I have come to believe that one of the biggest misconceptions in our industry is the idea that a financial plan, on its own, is holistic. It is not. What we often label as holistic planning is really just a collection of parts sitting next to each other. A portfolio, an insurance strategy, an estate plan, maybe a retirement projection. Everything is present, but very little is connected.
More importantly, none of it is built to adapt.
That distinction matters more than most advisors realize. The flaw reveals itself the moment something changes. Markets shift. Interest rates move. Clients change jobs, take on new risks, or face life events that were never part of the original plan. The issue is not unpredictability. It is that most plans are built on static assumptions that cannot process a dynamic reality.
When that happens, the plan does not absorb the change. The client does.
That is when behavior begins to break down. Clients search for certainty in a structure that was never designed to provide it. They check accounts obsessively, react to headlines, and second-guess decisions. They oscillate between inaction and overreaction, sitting in cash or chasing performance. What they are really doing is trying to stabilize something that was never stable to begin with.
What people call holistic planning leaves out the most important variable: the environment that the plan operates in.
A plan does not exist in isolation. It operates within constantly changing market conditions, economic cycles, and personal circumstances. Without a mechanism that connects planning decisions to that environment, the plan becomes outdated the moment it is created.
The industry still largely operates on a review-based model. Quarterly meetings. Annual updates. Scheduled check-ins. That structure may work in fields where conditions evolve slowly. Financial lives do not. Markets move continuously, and life events rarely align with a calendar.

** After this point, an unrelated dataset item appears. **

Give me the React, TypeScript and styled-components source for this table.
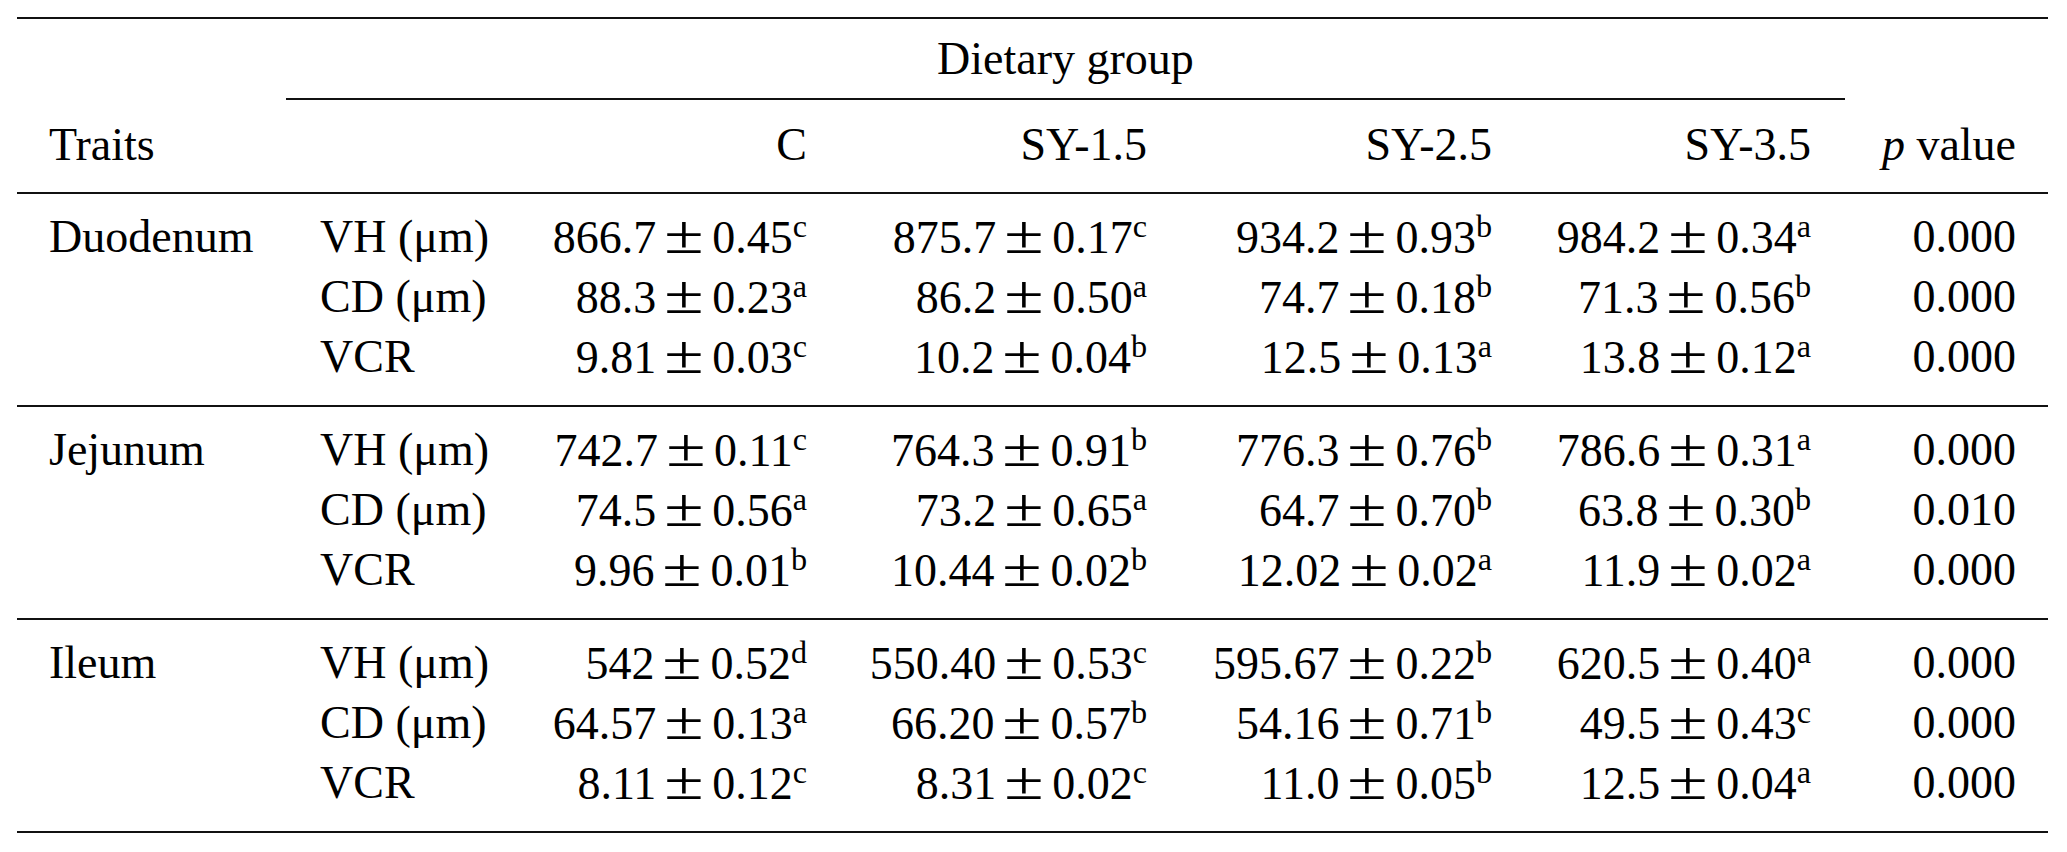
import * as React from "react";
import styled, { createGlobalStyle } from "styled-components";

// column widths: group | trait | C | SY-1.5 | SY-2.5 | SY-3.5 | p value
const COLS = "303px 180px 307px 340px 345px 319px 237px";

type Cell = { mean: string; sd: string; sup: string };

type TraitRow = {
    trait: string;
    values: Cell[];
    p: string;
};

type Segment = {
    name: string;
    rows: TraitRow[];
};

const v = (mean: string, sd: string, sup: string): Cell => ({ mean, sd, sup });

const data: Segment[] = [
    {
        name: "Duodenum",
        rows: [
            {
                trait: "VH (μm)",
                values: [v("866.7", "0.45", "c"), v("875.7", "0.17", "c"), v("934.2", "0.93", "b"), v("984.2", "0.34", "a")],
                p: "0.000",
            },
            {
                trait: "CD (μm)",
                values: [v("88.3", "0.23", "a"), v("86.2", "0.50", "a"), v("74.7", "0.18", "b"), v("71.3", "0.56", "b")],
                p: "0.000",
            },
            {
                trait: "VCR",
                values: [v("9.81", "0.03", "c"), v("10.2", "0.04", "b"), v("12.5", "0.13", "a"), v("13.8", "0.12", "a")],
                p: "0.000",
            },
        ],
    },
    {
        name: "Jejunum",
        rows: [
            {
                trait: "VH (μm)",
                values: [v("742.7", "0.11", "c"), v("764.3", "0.91", "b"), v("776.3", "0.76", "b"), v("786.6", "0.31", "a")],
                p: "0.000",
            },
            {
                trait: "CD (μm)",
                values: [v("74.5", "0.56", "a"), v("73.2", "0.65", "a"), v("64.7", "0.70", "b"), v("63.8", "0.30", "b")],
                p: "0.010",
            },
            {
                trait: "VCR",
                values: [v("9.96", "0.01", "b"), v("10.44", "0.02", "b"), v("12.02", "0.02", "a"), v("11.9", "0.02", "a")],
                p: "0.000",
            },
        ],
    },
    {
        name: "Ileum",
        rows: [
            {
                trait: "VH (μm)",
                values: [v("542", "0.52", "d"), v("550.40", "0.53", "c"), v("595.67", "0.22", "b"), v("620.5", "0.40", "a")],
                p: "0.000",
            },
            {
                trait: "CD (μm)",
                values: [v("64.57", "0.13", "a"), v("66.20", "0.57", "b"), v("54.16", "0.71", "b"), v("49.5", "0.43", "c")],
                p: "0.000",
            },
            {
                trait: "VCR",
                values: [v("8.11", "0.12", "c"), v("8.31", "0.02", "c"), v("11.0", "0.05", "b"), v("12.5", "0.04", "a")],
                p: "0.000",
            },
        ],
    },
];

const groups = ["C", "SY-1.5", "SY-2.5", "SY-3.5"];

const App: React.FunctionComponent = () => {
    return (
        <>
            <GlobalStyle />
            <STable>
                <SHead>
                    <SSpanner>Dietary group</SSpanner>
                    <SHeadCell col={1} edge="left">
                        Traits
                    </SHeadCell>
                    {groups.map((g, i) => (
                        <SHeadCell key={g} col={i + 3} right>
                            {g}
                        </SHeadCell>
                    ))}
                    <SHeadCell col={7} right edge="right">
                        <i>p</i> value
                    </SHeadCell>
                </SHead>
                {data.map((seg) => (
                    <SSegment key={seg.name}>
                        <SSegName>{seg.name}</SSegName>
                        {seg.rows.map((row) => (
                            <React.Fragment key={row.trait}>
                                <STrait>{row.trait}</STrait>
                                {row.values.map((c, i) => (
                                    <SValue key={i}>
                                        {c.mean}
                                        <SPm>±</SPm>
                                        {c.sd}
                                        <SSup>{c.sup}</SSup>
                                    </SValue>
                                ))}
                                <SValue last>{row.p}</SValue>
                            </React.Fragment>
                        ))}
                    </SSegment>
                ))}
            </STable>
        </>
    );
};

const GlobalStyle = createGlobalStyle`
    html, body {
        margin: 0;
        padding: 0;
        background: #fff;
    }
    body {
        font-family: "Liberation Serif", "Times New Roman", serif;
        color: #000;
    }
`;

const STable = styled.div`
    width: 2031px;
    margin: 17px 0 0 17px;
    font-size: 46px;
`;

const SHead = styled.div`
    display: grid;
    grid-template-columns: ${COLS};
    border-top: 2px solid #111;
    border-bottom: 2px solid #111;
`;

const SSpanner = styled.div`
    grid-column: 2 / 7;
    grid-row: 1;
    margin: 0 -34px;
    padding: 10px 0 9px;
    line-height: 60px;
    text-align: center;
    border-bottom: 2px solid #111;
`;

const SHeadCell = styled.div<{ col: number; right?: boolean; edge?: "left" | "right" }>`
    grid-column: ${({ col }) => col};
    grid-row: 2;
    padding: 15px 0 17px;
    padding-left: ${({ edge }) => (edge === "left" ? "32px" : "0")};
    padding-right: ${({ edge }) => (edge === "right" ? "32px" : "0")};
    line-height: 60px;
    text-align: ${({ right }) => (right ? "right" : "left")};
    white-space: nowrap;
`;

const SSegment = styled.div`
    display: grid;
    grid-template-columns: ${COLS};
    grid-auto-rows: 60px;
    padding: 13px 0 18px;
    border-bottom: 2px solid #111;
    line-height: 60px;
`;

const SSegName = styled.div`
    grid-column: 1;
    grid-row: 1 / span 3;
    padding-left: 32px;
`;

const STrait = styled.div`
    grid-column: 2;
    white-space: nowrap;
`;

const SValue = styled.div<{ last?: boolean }>`
    text-align: right;
    white-space: nowrap;
    padding-right: ${({ last }) => (last ? "32px" : "0")};
`;

const SPm = styled.span`
    display: inline-block;
    width: 56px;
    text-align: center;
    font-size: 1.2em;
    line-height: 1;
    transform: scaleX(1.3);
`;

const SSup = styled.span`
    font-size: 0.7em;
    line-height: 1;
    vertical-align: 16px;
`;

export default App;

A plan that updates periodically is, by definition, behind reality.
What I believe advisors need instead is not more frequent reviews, but a different framework entirely. One built around readiness rather than reaction. The goal is not constant activity, but the ability to process change as it happens and determine whether action is actually required.
At the center of that readiness is a simple but powerful filter: Did anything meaningfully change?
Not prices. Not narratives. Not headlines. The question is whether the client’s reality or the broader environment has shifted in a way that requires a response. If the answer is yes, the framework should guide action. If the answer is no, discipline means staying put.
The filter is meant to cut through the noise and isolate what changed in the client’s world and the broader environment.
This same thinking extends to how I define a portfolio. Most people think of a portfolio as investments. I do not. A portfolio is every deployment of capital. Investments, insurance, tax strategies, liquidity. All of it.
Once you look at it that way, a more important question emerges: What is each allocation attempting to solve for? Every component needs a clearly defined role. Growth. Income. Stability. Risk management. Tax efficiency. If an allocation cannot answer that question, it does not belong. But defining the role is only the starting point. The more important discipline is evaluating whether that role is being fulfilled within the current environment.
We have seen clear examples of this. In the mid-1970s and again in 2022, stocks and bonds declined simultaneously. Bonds were expected to provide stability, but in those environments, they did not fulfill that role. That does not automatically mean they should be removed, but it does require reassessing what they are doing in the portfolio.
Many portfolios fall short here. Allocations are selected based on long-term assumptions or fixed models and then left unchanged as conditions evolve. Sometimes they follow static ratios. Sometimes they are based on theories expected to hold over time.
Those approaches can be right, but only in the right environment. Every allocation has to be viewed in context.
This is where a filtering mechanism becomes critical. It forces a different discipline. It asks, repeatedly: Is this allocation still doing the job it was intended to do within the current environment?
The goal is not to build a plan that predicts the future. That is an impossible standard. The goal is to build a framework that remains functional as the future unfolds.
That requires a shift in mindset. Away from rigidity and towards adaptability. Away from fixed assumptions and toward continuous evaluation. Away from reacting to noise and toward filtering for what actually matters.
When that framework is in place, something important happens. The burden shifts away from the client. They are no longer responsible for interpreting every market move or life event on their own. The structure does that work for them. In an environment defined by uncertainty, that may be the most valuable outcome we can deliver.